[BEGIN SOURCE MATERIAL]
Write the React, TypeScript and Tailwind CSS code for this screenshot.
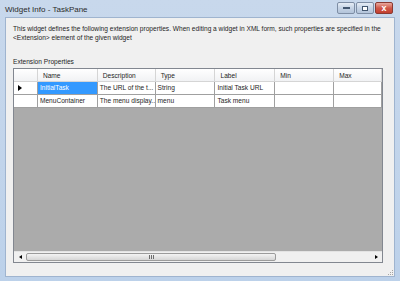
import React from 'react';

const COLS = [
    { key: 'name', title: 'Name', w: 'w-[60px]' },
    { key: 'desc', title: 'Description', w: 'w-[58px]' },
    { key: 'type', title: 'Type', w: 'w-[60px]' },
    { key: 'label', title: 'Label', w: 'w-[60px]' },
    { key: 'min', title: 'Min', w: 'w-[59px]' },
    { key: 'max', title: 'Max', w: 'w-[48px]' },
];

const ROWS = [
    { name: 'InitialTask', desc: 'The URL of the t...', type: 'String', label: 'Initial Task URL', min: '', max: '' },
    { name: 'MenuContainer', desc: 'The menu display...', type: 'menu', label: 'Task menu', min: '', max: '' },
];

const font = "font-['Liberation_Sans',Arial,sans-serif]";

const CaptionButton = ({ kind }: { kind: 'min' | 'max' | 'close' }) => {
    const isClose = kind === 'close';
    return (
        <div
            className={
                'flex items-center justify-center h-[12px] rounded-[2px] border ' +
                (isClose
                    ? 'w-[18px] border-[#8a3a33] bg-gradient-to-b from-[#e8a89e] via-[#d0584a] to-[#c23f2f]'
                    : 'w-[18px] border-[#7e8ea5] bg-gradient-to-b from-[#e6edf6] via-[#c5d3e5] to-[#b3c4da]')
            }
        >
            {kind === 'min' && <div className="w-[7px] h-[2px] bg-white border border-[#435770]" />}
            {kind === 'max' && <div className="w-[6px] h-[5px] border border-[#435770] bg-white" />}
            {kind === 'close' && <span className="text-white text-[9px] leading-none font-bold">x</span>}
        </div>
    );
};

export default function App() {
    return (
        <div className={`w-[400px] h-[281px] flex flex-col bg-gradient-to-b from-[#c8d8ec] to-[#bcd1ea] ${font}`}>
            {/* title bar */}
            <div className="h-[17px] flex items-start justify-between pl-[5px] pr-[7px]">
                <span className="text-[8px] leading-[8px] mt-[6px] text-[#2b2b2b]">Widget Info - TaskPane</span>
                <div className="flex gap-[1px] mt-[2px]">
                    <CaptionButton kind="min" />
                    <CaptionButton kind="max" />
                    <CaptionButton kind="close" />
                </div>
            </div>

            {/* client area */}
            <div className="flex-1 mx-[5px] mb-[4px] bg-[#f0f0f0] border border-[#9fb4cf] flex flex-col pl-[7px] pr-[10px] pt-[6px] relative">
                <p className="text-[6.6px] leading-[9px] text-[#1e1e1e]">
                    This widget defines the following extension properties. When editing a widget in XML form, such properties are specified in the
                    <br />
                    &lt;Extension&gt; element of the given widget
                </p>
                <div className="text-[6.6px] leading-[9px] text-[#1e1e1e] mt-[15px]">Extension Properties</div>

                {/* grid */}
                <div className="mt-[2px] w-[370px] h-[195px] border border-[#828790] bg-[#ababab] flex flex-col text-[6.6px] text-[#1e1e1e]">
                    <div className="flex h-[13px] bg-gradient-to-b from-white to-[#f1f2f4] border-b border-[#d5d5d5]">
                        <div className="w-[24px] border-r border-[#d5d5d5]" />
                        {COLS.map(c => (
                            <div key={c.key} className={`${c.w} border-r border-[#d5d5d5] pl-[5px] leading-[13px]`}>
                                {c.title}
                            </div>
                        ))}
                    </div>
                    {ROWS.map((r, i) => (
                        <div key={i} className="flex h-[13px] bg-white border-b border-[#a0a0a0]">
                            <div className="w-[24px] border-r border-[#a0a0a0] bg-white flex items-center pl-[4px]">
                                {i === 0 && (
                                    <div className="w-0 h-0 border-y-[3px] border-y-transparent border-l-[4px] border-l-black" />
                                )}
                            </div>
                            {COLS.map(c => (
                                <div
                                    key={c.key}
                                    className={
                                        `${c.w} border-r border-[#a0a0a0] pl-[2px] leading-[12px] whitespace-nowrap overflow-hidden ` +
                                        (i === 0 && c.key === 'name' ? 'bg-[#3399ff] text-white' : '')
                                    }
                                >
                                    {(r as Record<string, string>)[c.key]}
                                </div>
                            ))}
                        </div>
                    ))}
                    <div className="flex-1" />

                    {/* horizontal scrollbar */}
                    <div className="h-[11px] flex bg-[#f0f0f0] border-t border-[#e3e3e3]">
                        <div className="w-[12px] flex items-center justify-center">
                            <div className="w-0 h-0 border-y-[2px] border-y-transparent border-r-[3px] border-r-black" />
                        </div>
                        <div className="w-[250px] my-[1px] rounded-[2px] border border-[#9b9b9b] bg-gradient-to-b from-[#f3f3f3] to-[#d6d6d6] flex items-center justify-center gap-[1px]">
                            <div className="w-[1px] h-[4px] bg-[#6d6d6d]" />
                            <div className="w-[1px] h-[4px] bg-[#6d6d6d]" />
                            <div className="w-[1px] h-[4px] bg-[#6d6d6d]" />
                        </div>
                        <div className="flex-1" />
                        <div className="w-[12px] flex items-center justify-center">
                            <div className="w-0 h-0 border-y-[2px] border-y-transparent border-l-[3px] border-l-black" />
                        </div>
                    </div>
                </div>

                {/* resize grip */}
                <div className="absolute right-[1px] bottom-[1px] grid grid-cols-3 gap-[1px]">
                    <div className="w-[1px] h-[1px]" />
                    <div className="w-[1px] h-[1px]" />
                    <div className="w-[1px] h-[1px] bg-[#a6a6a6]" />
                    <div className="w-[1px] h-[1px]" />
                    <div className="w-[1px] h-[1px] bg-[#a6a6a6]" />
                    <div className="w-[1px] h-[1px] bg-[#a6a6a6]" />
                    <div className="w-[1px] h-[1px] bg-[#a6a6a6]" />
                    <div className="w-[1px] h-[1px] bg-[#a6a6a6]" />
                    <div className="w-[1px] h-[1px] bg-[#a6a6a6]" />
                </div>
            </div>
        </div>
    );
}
[END SOURCE MATERIAL]
GIVEN REQUEST: Repeat, with no pictures, each line from the beginning of the data through the line containing "import React from 'react';", inclusive.

PROBLEM SOLUTION:
Write the React, TypeScript and Tailwind CSS code for this screenshot.
import React from 'react';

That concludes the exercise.